Traditional methods of producing graphene are expensive, low-yield, multi-step processes involving harsh chemicals. Grafoid's proprietary production process (developed by company founder/ president & CTO Dr. Gordon Chiu) produces large yields of high-purity graphene from unprocessed graphite ore without the use of harsh chemicals. Chiu's method achieves higher yields by eliminating unnecessary steps from traditional processes and attains higher purity by eliminating harsh chemicals that typically damage the end product.
Graphene, first discovered in the mid 2000's, has been highly hyped over the past decade as a holy grail of materials science whose unique properties will transform our society and economy. Among graphene's many potential applications:
A replacement for silicon in computer circuitry that would enable ultra-fast, Terahertz-speed optical computers and wireless networks.
An aircraft building material even stronger and lighter than carbon fiber.
Cheap, high-capacity batteries that could be charged within seconds.
Filters that could cheaply desalinize seawater or remove radioactive waste.

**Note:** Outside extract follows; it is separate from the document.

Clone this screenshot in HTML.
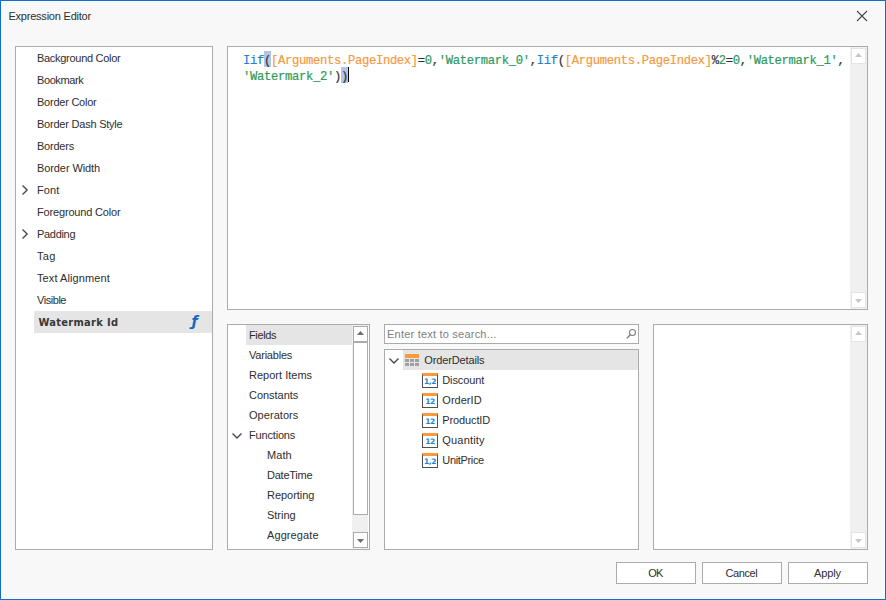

Cheap, compact, high-density hydrogen storage for use in transportation.
For all of graphene's tantalizing potential, its development has been hampered by researchers' lack of understanding of the material as well the difficulties in manufacturing it economically in large quantities.
The efforts of Grafoid and its partners will help mitigate both of these issues. In the coming years, graphene's promise may finally become reality.